Mais cette étrange “guerre” qui n’en a que le nom, n’est pas perdue d’avance, sauf par notre adversaire qui usurpe le nom d’Etat en se proclamant État Islamique . En regardant leur visage, en scrutant les regards des survivants, en entendant partout, d’un bout à l’autre de la planète entonner le « Marseillaise », en constatant la réaction universelle des quatre coins de la terre, aux couleurs Bleu, Blanc, Rouge de Paris à Rio, de Londres au stade Wembley à New-York, à l’ONU, en passant par Sidney et Pékin, Daesh devrait comprendre qu’il a déjà perdu ce combat contre l’Humanité, contre une génération et contre la jeunesse.
La froide détermination et la silencieuse réprobation qui se lisent à l’écran sur les visages des visiteurs de la place de la République venus témoigner de leur compassion à la lumière des bougies, valent plus qu’une victoire sur le champ de bataille.
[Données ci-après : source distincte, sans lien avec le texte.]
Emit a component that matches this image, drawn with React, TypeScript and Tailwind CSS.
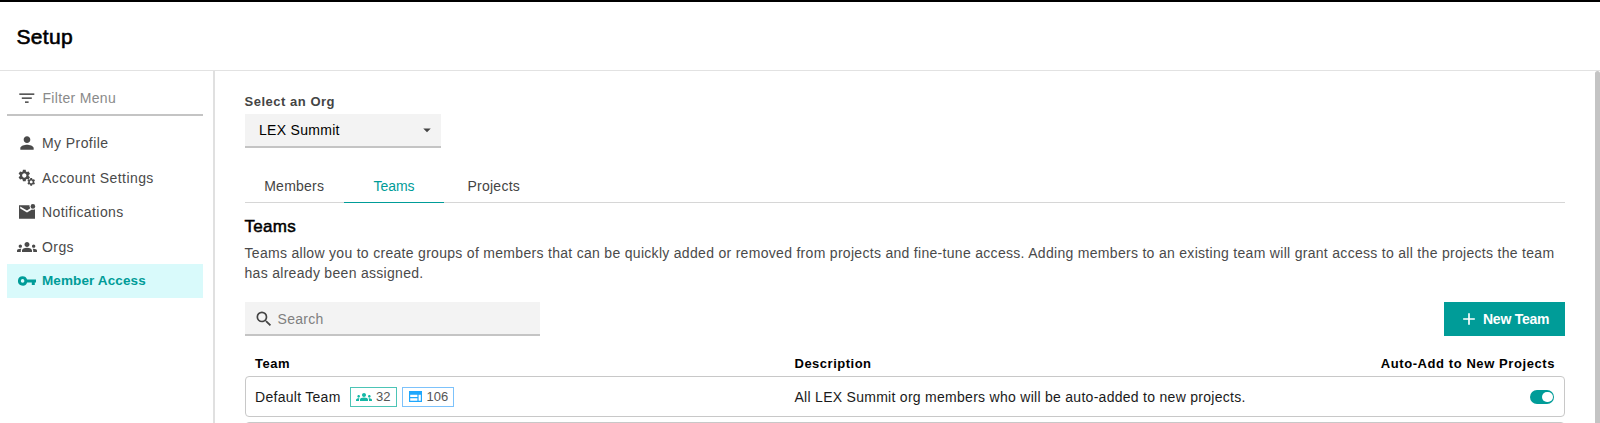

Comme les autres, avec les autres, Mémoire 2000 appelle tous les citoyens déjà mobilisés à l’Unité. « Face à un drame inédit d’une telle ampleur, nous devons plus que jamais nous concentrer sur cet appel à l’unité, à la solidarité et à la fraternité. Nous sommes unis autour des familles des victimes, autour des survivants et autour de tous les témoins en France et dans le monde contre la folie meurtrière motivée par une idéologie mortifère et inhumaine « . Notre présence en milieu scolaire est plus que jamais nécessaire et opportune. C’est à cette génération là que nous devons transmettre le message de l’indispensable mobilisation de chacun quel que soit son âge, sa condition, sa place dans la hiérarchie ou dans la société, son origine, sa religion ou ses traditions familiales, au service des droits de l’homme si ouvertement méconnus et outragés ainsi que dans la lutte contre l’intolérance, le fanatisme et l’obscurantisme qui se parent outrageusement d’une religion qu’ils « blasphèment » en entraînant malgré eux les vrais musulmans qui s’en défendent.
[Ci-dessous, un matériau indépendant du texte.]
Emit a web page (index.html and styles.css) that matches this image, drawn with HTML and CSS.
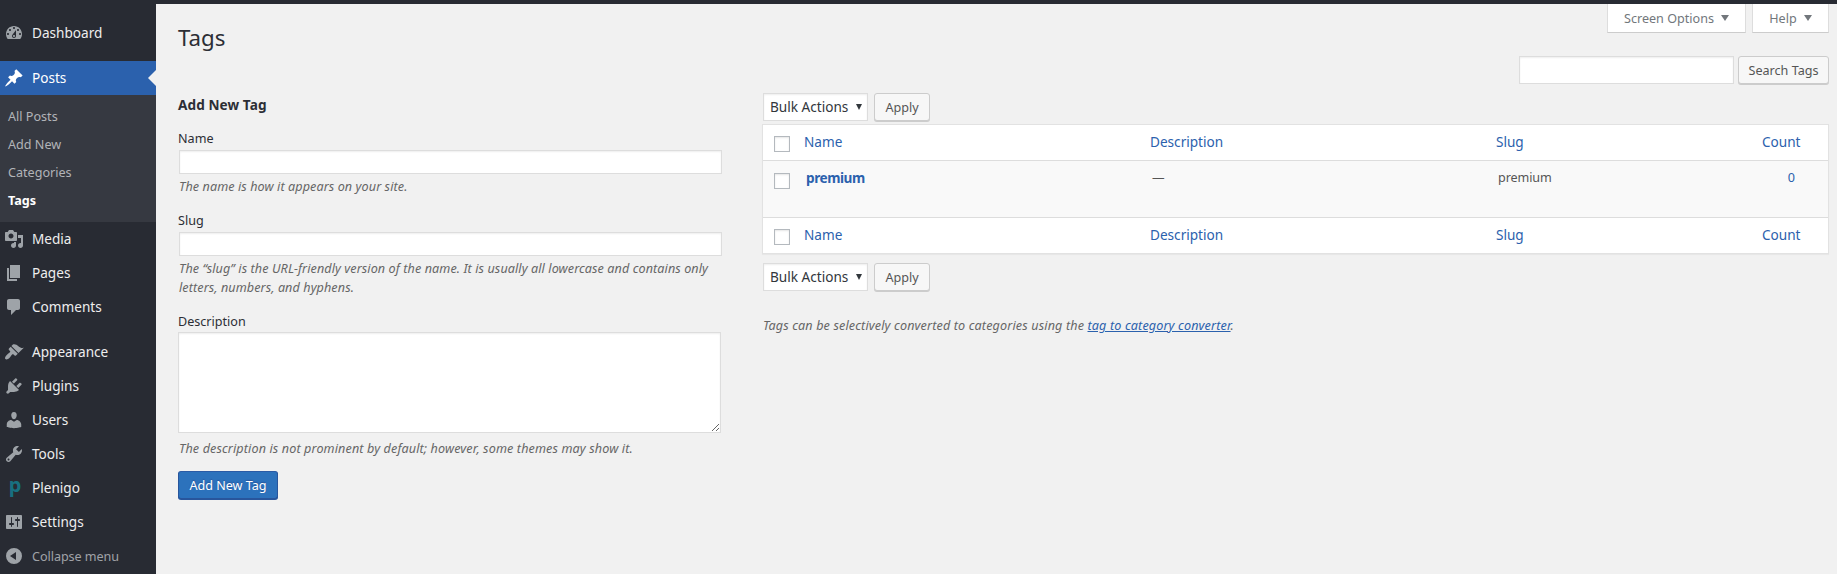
FILE: index.html
```
<!DOCTYPE html>
<html lang="en">
<head>
<meta charset="utf-8">
<title>Tags</title>
<link rel="stylesheet" href="styles.css">
</head>
<body>
<div class="topbar"></div>
<div class="layout">
  <nav class="menu">
    <a class="item"><svg class="icon" viewBox="0 0 20 20"><path d="M3.76 16h12.48c1.1-1.37 1.76-3.11 1.76-5 0-4.42-3.58-8-8-8s-8 3.58-8 8c0 1.89.66 3.63 1.76 5zM10 4c.55 0 1 .45 1 1s-.45 1-1 1-1-.45-1-1 .45-1 1-1zM6 6c.55 0 1 .45 1 1s-.45 1-1 1-1-.45-1-1 .45-1 1-1zm8 0c.55 0 1 .45 1 1s-.45 1-1 1-1-.45-1-1 .45-1 1-1zm-5.37 5.55L12 7v6c0 1.1-.9 2-2 2s-2-.9-2-2c0-.57.24-1.08.63-1.45zM4 10c.55 0 1 .45 1 1s-.45 1-1 1-1-.45-1-1 .45-1 1-1zm12 0c.55 0 1 .45 1 1s-.45 1-1 1-1-.45-1-1 .45-1 1-1zm-5 3c0-.55-.45-1-1-1s-1 .45-1 1 .45 1 1 1 1-.45 1-1z" fill-rule="evenodd"/></svg><span>Dashboard</span></a>
    <a class="item current gap"><svg class="icon" viewBox="0 0 20 20"><path d="M10.44 3.02l1.82-1.82 6.36 6.35-1.83 1.82c-1.05-.68-2.48-.57-3.41.36l-.75.75c-.92.93-1.04 2.35-.35 3.41l-1.83 1.82-2.41-2.41-2.8 2.79c-.42.42-3.38 2.71-3.8 2.29s1.86-3.39 2.28-3.81l2.79-2.79L4.1 9.36l1.83-1.82c1.05.69 2.48.57 3.4-.36l.75-.75c.93-.92 1.05-2.35.36-3.41z"/></svg><span>Posts</span></a>
    <div class="submenu">
      <a>All Posts</a><a>Add New</a><a>Categories</a><a class="active">Tags</a>
    </div>
    <a class="item"><svg class="icon" viewBox="0 0 20 20"><path d="M13 11V4c0-.55-.45-1-1-1h-1.67L9 1H5L3.67 3H2c-.55 0-1 .45-1 1v7c0 .55.45 1 1 1h10c.55 0 1-.45 1-1zM7 4.5c1.38 0 2.5 1.12 2.5 2.5S8.38 9.5 7 9.5 4.5 8.38 4.5 7 5.62 4.5 7 4.5zM14 6h5v10.5c0 1.38-1.12 2.5-2.5 2.5S14 17.88 14 16.5s1.12-2.5 2.5-2.5c.17 0 .34.02.5.05V9h-3V6zm-4 8.05V13h2v3.5c0 1.38-1.12 2.5-2.5 2.5S7 17.88 7 16.5 8.12 14 9.5 14c.17 0 .34.02.5.05z" fill-rule="evenodd"/></svg><span>Media</span></a>
    <a class="item"><svg class="icon" viewBox="0 0 20 20"><path d="M6 15V2h10v13H6zm-1 1h8v2H3V5h2v11z"/></svg><span>Pages</span></a>
    <a class="item"><svg class="icon" viewBox="0 0 20 20"><path d="M5 2h9c1.1 0 2 .9 2 2v7c0 1.1-.9 2-2 2h-2l-5 5v-5H5c-1.1 0-2-.9-2-2V4c0-1.1.9-2 2-2z"/></svg><span>Comments</span></a>
    <a class="item gap"><svg class="icon" viewBox="0 0 20 20"><path d="M14.48 11.06L7.41 3.99l1.5-1.5c.5-.56 2.3-.47 3.51.32 1.21.8 1.43 1.28 2.91 2.1 1.18.64 2.45 1.26 4.45.85zm-.71.71L6.7 4.7 4.93 6.47c-.39.39-.39 1.02 0 1.41l1.06 1.06c.39.39.39 1.03 0 1.42-.6.6-1.43 1.11-2.21 1.69-.35.26-.7.53-1.01.84C1.43 14.23.4 16.08 1.4 17.07c.99 1 2.84-.03 4.18-1.36.31-.31.58-.66.85-1.02.57-.78 1.08-1.61 1.69-2.21.39-.39 1.02-.39 1.41 0l1.06 1.06c.39.39 1.02.39 1.41 0z"/></svg><span>Appearance</span></a>
    <a class="item"><svg class="icon" viewBox="0 0 20 20"><path d="M13.11 4.36L9.87 7.6 8 5.73l3.24-3.24c.35-.34 1.05-.2 1.56.32.52.51.66 1.21.31 1.55zm-8 1.77l.91-1.12 9.01 9.01-1.19.84c-.71.71-2.63 1.16-3.82 1.16H6.14L4.9 17.26c-.59.59-1.54.59-2.12 0-.59-.58-.59-1.53 0-2.12l1.24-1.24v-3.88c0-1.13.4-3.19 1.09-3.89zm7.26 3.97l3.24-3.24c.34-.35 1.04-.21 1.55.31.52.51.66 1.21.31 1.55l-3.24 3.25z"/></svg><span>Plugins</span></a>
    <a class="item"><svg class="icon" viewBox="0 0 20 20"><path d="M10 9.25c-2.27 0-2.73-3.44-2.73-3.44C7 4.02 7.82 2 9.97 2c2.16 0 2.98 2.02 2.71 3.81 0 0-.41 3.44-2.68 3.44zm0 2.57L12.72 10c2.39 0 4.52 2.33 4.52 4.53v2.49s-3.65 1.13-7.24 1.13c-3.65 0-7.24-1.13-7.24-1.13v-2.49c0-2.25 1.94-4.48 4.47-4.48z"/></svg><span>Users</span></a>
    <a class="item"><svg class="icon" viewBox="0 0 20 20"><path d="M16.68 9.77c-1.34 1.34-3.3 1.67-4.95.99l-5.41 6.52c-.99.99-2.59.99-3.58 0s-.99-2.59 0-3.57l6.52-5.42c-.68-1.65-.35-3.61.99-4.95 1.28-1.28 3.12-1.62 4.72-1.06l-2.89 2.89 2.82 2.82 2.86-2.87c.53 1.58.18 3.39-1.08 4.65zM3.81 16.21c.4.39 1.04.39 1.43 0 .4-.4.4-1.04 0-1.43-.39-.4-1.03-.4-1.43 0-.39.39-.39 1.03 0 1.43z" fill-rule="evenodd"/></svg><span>Tools</span></a>
    <a class="item"><b class="icon plenigo">p</b><span>Plenigo</span></a>
    <a class="item"><svg class="icon" viewBox="0 0 20 20"><path d="M18 16V4c0-.55-.45-1-1-1H3c-.55 0-1 .45-1 1v12c0 .55.45 1 1 1h14c.55 0 1-.45 1-1zM8 11h1c.55 0 1 .45 1 1s-.45 1-1 1H8v1.5c0 .28-.22.5-.5.5s-.5-.22-.5-.5V13H6c-.55 0-1-.45-1-1s.45-1 1-1h1V5.5c0-.28.22-.5.5-.5s.5.22.5.5V11zm5-2h-1c-.55 0-1-.45-1-1s.45-1 1-1h1V5.5c0-.28.22-.5.5-.5s.5.22.5.5V7h1c.55 0 1 .45 1 1s-.45 1-1 1h-1v5.5c0 .28-.22.5-.5.5s-.5-.22-.5-.5V9z" fill-rule="evenodd"/></svg><span>Settings</span></a>
    <a class="item collapse"><svg class="icon" viewBox="0 0 20 20"><path d="M10 2a8 8 0 1 0 0 16 8 8 0 0 0 0-16zM12 6v8l-6-4z" fill-rule="evenodd"/></svg><span>Collapse menu</span></a>
  </nav>

  <main class="content">
    <header class="head">
      <h1>Tags</h1>
      <div class="screen-links">
        <a class="screen-tab options">Screen Options<svg viewBox="0 0 8 6"><path d="M0 0h8L4 6z"/></svg></a>
        <a class="screen-tab help">Help<svg viewBox="0 0 8 6"><path d="M0 0h8L4 6z"/></svg></a>
      </div>
    </header>
    <div class="search">
      <input class="field search-field" type="text">
      <button class="button search-button">Search Tags</button>
    </div>

    <div class="columns">
      <form class="add-form">
        <h2>Add New Tag</h2>
        <label>Name</label>
        <input class="field" type="text">
        <p class="hint name-hint">The name is how it appears on your site.</p>
        <label>Slug</label>
        <input class="field" type="text">
        <p class="hint slug-hint">The “slug” is the URL-friendly version of the name. It is usually all lowercase and contains only<br>letters, numbers, and hyphens.</p>
        <label class="area-label">Description</label>
        <textarea class="field area"></textarea>
        <p class="hint area-hint">The description is not prominent by default; however, some themes may show it.</p>
        <button class="button primary" type="button">Add New Tag</button>
      </form>

      <section class="list">
        <div class="bulk">
          <div class="select"><span>Bulk Actions</span><svg viewBox="0 0 6 6"><path d="M0 0h6L3 6z"/></svg></div>
          <button class="button apply">Apply</button>
        </div>
        <div class="table">
          <div class="row title-row"><i class="check"></i><a>Name</a><a>Description</a><a>Slug</a><a class="count">Count</a></div>
          <div class="row data-row"><i class="check"></i><a class="tag-name">premium</a><span class="dash">—</span><span class="slug">premium</span><a class="count">0</a></div>
          <div class="row title-row foot"><i class="check"></i><a>Name</a><a>Description</a><a>Slug</a><a class="count">Count</a></div>
        </div>
        <div class="bulk bottom">
          <div class="select"><span>Bulk Actions</span><svg viewBox="0 0 6 6"><path d="M0 0h6L3 6z"/></svg></div>
          <button class="button apply">Apply</button>
        </div>
        <p class="note">Tags can be selectively converted to categories using the <a>tag to category converter</a>.</p>
      </section>
    </div>
  </main>
</div>
</body>
</html>
```
FILE: styles.css
```
* { box-sizing: border-box; }
body {
  margin: 0;
  height: 574px;
  overflow: hidden;
  background: #f1f1f1;
  color: #2c2e35;
  font: 12.6px/19px "Noto Sans", "Open Sans", sans-serif;
}
h1, h2, p { margin: 0; }
.topbar { height: 4px; background: #282b33; }
.layout { display: flex; height: 570px; }

.menu { width: 156px; flex: none; padding-top: 12px; background: #282b33; }
.item {
  position: relative;
  display: flex;
  align-items: center;
  height: 34px;
  padding-left: 4px;
  gap: 8px;
  color: #eee;
  font-size: 13.6px;
}
.item span { padding-bottom: 2px; }
.icon { width: 20px; height: 20px; flex: none; fill: #9ea3a8; }
.gap { margin-top: 11px; }
.current { background: #2b61ad; color: #fff; }
.current .icon { fill: #fff; }
.current::after {
  content: "";
  position: absolute;
  right: 0;
  top: 9px;
  border: 8px solid transparent;
  border-left-width: 0;
  border-right-color: #f1f1f1;
}
.submenu { height: 127px; padding: 8px 8px 7px; background: #363941; }
.submenu a { display: block; height: 28px; line-height: 28px; color: #b2b4b8; }
.submenu .active { color: #fff; font-weight: 700; }
.plenigo {
  font-size: 20px;
  line-height: 14px;
  text-align: center;
  color: #187080;
  padding-left: 2px;
}
.item.collapse { color: #a0a3a8; font-size: 12.6px; letter-spacing: -.05px; }
.collapse span { padding-bottom: 0; }

.content { flex: 1; padding: 0 8px 0 22px; }
.head { display: flex; justify-content: space-between; height: 52px; }
h1 { margin-top: 19px; font-size: 22.3px; font-weight: 400; line-height: 29px; }
.screen-links { display: flex; gap: 6px; }
.screen-tab {
  display: flex;
  justify-content: center;
  align-items: center;
  gap: 7px;
  height: 29px;
  border: 1px solid #ddd;
  border-top: 0;
  border-bottom-color: #ccc;
  background: #fff;
  color: #72777c;
}
.screen-tab svg { width: 8px; height: 6px; fill: #72777c; }
.options { width: 139px; }
.help { width: 77px; }

.field {
  display: block;
  border: 1px solid #ddd;
  border-radius: 0;
  background: #fff;
  box-shadow: inset 0 1px 2px rgba(0,0,0,.07);
}
.button {
  height: 28px;
  padding: 1px 0 0;
  border: 1px solid #ccc;
  border-radius: 3px;
  background: #f7f7f7;
  box-shadow: 0 1px 0 #ccc;
  color: #555;
  font: 12.6px/25px "Noto Sans", "Open Sans", sans-serif;
}
.search { display: flex; justify-content: flex-end; gap: 4px; }
.search-field { width: 215px; height: 28px; }
.search-button { width: 91px; }

.columns { display: flex; gap: 41px; }
.add-form { width: 544px; padding-top: 12px; }
.add-form h2 { font-size: 13.6px; line-height: 18px; font-weight: 700; margin-bottom: 15px; letter-spacing: .08px; }
.add-form label { display: block; height: 21px; }
.add-form .area-label { padding-top: 1px; }
.add-form .field { width: 543px; height: 24px; margin-left: 1px; }
.hint { padding-left: 1px; color: #666; font-style: italic; letter-spacing: .09px; }
.name-hint { padding-top: 3px; margin-bottom: 15px; }
.slug-hint { padding-top: 3px; margin-bottom: 14px; }
.add-form .area { height: 101px; margin: 0; }
.area-hint { padding-top: 6px; letter-spacing: .12px; }
.primary {
  width: 100px;
  margin-top: 13px;
  border-color: #2a5ba5 #28559c #28559c;
  background: #2c72bc;
  box-shadow: 0 1px 0 #28559c;
  color: #fff;
  text-shadow: 0 -1px 1px #28559c;
}

.list { flex: 1; padding-top: 9px; }
.bulk { display: flex; gap: 6px; }
.select {
  display: flex;
  align-items: center;
  justify-content: space-between;
  width: 105px;
  height: 28px;
  padding: 0 5px 0 6px;
  border: 1px solid #ddd;
  background: #fff;
  box-shadow: inset 0 1px 2px rgba(0,0,0,.07);
  color: #32373c;
  font-size: 13.6px;
}
.select span { padding-bottom: 2px; }
.select svg { width: 6px; height: 6px; fill: #32373c; }
.apply { width: 56px; }
.table {
  margin-top: 3px;
  width: 1067px;
  margin-left: -1px;
  border: 1px solid #e2e2e2;
  background: #fff;
  box-shadow: 0 1px 1px rgba(0,0,0,.04);
}
.row {
  display: grid;
  grid-template-columns: 30px 346px 346px 266px 38px;
  padding: 7px 0 0 11px;
  height: 35px;
}
.row a { color: #2b61ad; }
.title-row { font-size: 13.6px; }
.data-row { height: 58px; border-top: 1px solid #ddd; border-bottom: 1px solid #ddd; background: #f9f9f9; }
.check { width: 16px; height: 16px; margin-top: 4px; border: 1px solid #b4b9be; background: #fff; box-shadow: inset 0 1px 2px rgba(0,0,0,.1); }
.data-row .check { margin-top: 5px; }
.row .tag-name { padding-left: 2px; font-size: 13.6px; font-weight: 700; letter-spacing: -.45px; }
.dash, .slug { padding-left: 2px; color: #555; letter-spacing: -.1px; }
.row .count { text-align: right; }
.data-row .count { padding-right: 5px; }
.bottom { margin-top: 9px; }
.note { margin-top: 25px; color: #666; font-style: italic; letter-spacing: .14px; }
.note a { color: #2b61ad; text-decoration: underline; }
```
A notre place et aux côtés des enseignants qui sont en première ligne, nous devons sans cesse à leurs côtés “RÉSISTER“ et tenir bon, revenir aux valeurs fondamentales de la République, qui doivent devenir le bagage indispensable de cette génération qui arrive et qui devra demain prendre le relai et assumer les responsabilités auxquelles nous aurions manqué.
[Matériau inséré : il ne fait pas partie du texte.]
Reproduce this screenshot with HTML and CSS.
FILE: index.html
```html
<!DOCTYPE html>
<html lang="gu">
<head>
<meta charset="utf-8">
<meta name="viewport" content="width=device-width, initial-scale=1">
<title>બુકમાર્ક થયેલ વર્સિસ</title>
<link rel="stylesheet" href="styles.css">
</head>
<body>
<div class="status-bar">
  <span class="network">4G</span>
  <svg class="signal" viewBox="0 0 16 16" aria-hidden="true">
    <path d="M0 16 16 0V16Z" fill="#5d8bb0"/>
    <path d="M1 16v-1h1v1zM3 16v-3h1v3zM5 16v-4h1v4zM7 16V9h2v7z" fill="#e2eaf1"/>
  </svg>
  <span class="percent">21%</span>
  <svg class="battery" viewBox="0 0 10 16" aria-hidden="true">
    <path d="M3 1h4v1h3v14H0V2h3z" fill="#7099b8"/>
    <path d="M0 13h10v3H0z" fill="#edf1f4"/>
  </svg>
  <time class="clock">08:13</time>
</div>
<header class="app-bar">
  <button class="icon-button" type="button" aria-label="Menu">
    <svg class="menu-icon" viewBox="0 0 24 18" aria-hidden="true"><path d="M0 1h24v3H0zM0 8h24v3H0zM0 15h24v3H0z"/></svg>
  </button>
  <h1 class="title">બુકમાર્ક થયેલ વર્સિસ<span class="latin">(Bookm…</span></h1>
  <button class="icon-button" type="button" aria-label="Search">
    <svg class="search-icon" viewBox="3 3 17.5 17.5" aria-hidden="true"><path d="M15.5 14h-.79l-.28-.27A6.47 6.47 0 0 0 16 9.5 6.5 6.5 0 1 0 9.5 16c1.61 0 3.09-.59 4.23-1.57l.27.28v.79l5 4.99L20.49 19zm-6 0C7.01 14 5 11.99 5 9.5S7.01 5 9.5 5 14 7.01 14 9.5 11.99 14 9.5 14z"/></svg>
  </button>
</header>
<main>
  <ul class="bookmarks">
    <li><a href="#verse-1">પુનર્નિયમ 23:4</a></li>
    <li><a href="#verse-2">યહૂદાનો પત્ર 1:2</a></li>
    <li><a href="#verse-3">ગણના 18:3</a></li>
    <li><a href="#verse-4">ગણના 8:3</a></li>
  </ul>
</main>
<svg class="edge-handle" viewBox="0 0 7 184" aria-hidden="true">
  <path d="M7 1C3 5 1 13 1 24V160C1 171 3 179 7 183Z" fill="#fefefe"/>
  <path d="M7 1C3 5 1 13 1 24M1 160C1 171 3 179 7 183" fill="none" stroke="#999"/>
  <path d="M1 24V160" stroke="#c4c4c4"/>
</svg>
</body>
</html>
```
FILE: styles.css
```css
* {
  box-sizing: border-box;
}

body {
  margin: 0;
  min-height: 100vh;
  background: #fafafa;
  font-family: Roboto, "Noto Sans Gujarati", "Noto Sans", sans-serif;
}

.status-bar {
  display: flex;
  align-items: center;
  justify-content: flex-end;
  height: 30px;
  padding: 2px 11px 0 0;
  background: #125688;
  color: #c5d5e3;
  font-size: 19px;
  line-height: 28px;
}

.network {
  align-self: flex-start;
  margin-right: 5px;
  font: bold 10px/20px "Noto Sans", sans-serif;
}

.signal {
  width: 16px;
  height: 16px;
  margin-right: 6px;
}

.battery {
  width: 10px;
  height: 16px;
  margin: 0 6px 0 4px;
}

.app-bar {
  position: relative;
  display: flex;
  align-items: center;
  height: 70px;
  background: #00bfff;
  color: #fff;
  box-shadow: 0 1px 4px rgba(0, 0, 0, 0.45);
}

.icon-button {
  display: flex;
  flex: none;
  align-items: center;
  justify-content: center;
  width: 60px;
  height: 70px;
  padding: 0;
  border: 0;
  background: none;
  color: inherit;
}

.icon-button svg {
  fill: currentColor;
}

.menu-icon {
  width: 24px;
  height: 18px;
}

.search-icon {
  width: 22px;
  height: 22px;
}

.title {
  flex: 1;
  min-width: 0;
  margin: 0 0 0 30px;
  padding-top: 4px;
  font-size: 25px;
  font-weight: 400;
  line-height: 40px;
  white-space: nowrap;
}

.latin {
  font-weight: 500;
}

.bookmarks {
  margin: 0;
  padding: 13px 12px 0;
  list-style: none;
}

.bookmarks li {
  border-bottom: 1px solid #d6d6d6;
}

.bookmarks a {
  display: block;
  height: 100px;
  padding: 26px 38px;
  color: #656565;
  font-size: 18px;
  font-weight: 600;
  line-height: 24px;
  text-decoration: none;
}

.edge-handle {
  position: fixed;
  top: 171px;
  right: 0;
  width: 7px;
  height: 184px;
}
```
Le choix que nous avons fait en 1992, lors de la création de Mémoire 2000 de nous concentrer sur la pédagogie et la promotion des droits de l’homme en milieu scolaire, pouvait à l’époque, paraître superflu dans la mesure où ces droits reconnus nous semblaient inébranlables et suffisamment installés et enseignés. Force est de reconnaître qu’ils ne le sont plus et que des forces incontrôlables et insurmontables en l’état s’y attaquent méthodiquement, mettant ainsi en œuvre un plan concerté de destruction, dans un climat de crise économique non maîtrisée et de progression constante du chômage des jeunes, en faisant régner la terreur et la division et en démultipliant aux quatre coins de la planète les agressions, les attentats et les opérations kamikaze, de telle sorte que plus personne ne puisse se sentir en sécurité. Profitant de ce climat, un certain parti dont on pouvait espérer qu’il régresserait en présence de la solidarité renaissante dont la France a fait preuve dans les jours qui ont suivi les attentats de novembre à Paris, exploite honteusement la peur et le réflexe de repli sur soi. La montée inexorable de l’intolérance, le refus de l’étranger et la méfiance entretenue envers les Musulmans qui sont tout autant français que nous, la fermeture sur notre espace clos par des frontières restaurées devraient nous alerter, nous mobiliser et nous amener à REAGIR et à CONTINUER. Ce n’est donc pas le moment de se replier sur l’acquis en refusant de se tourner vers les autres et notamment vers les autres victimes de crimes contre l’humanité, de s’installer de façon durable dans un régime d’exception aux règles démocratiques ou de se rallier aux mesures extrêmes du genre de la déchéance de la nationalité, dangereuse et inefficace, qu’on nous annonce. Il est grand temps de se ressaisir, de résister et de continuer.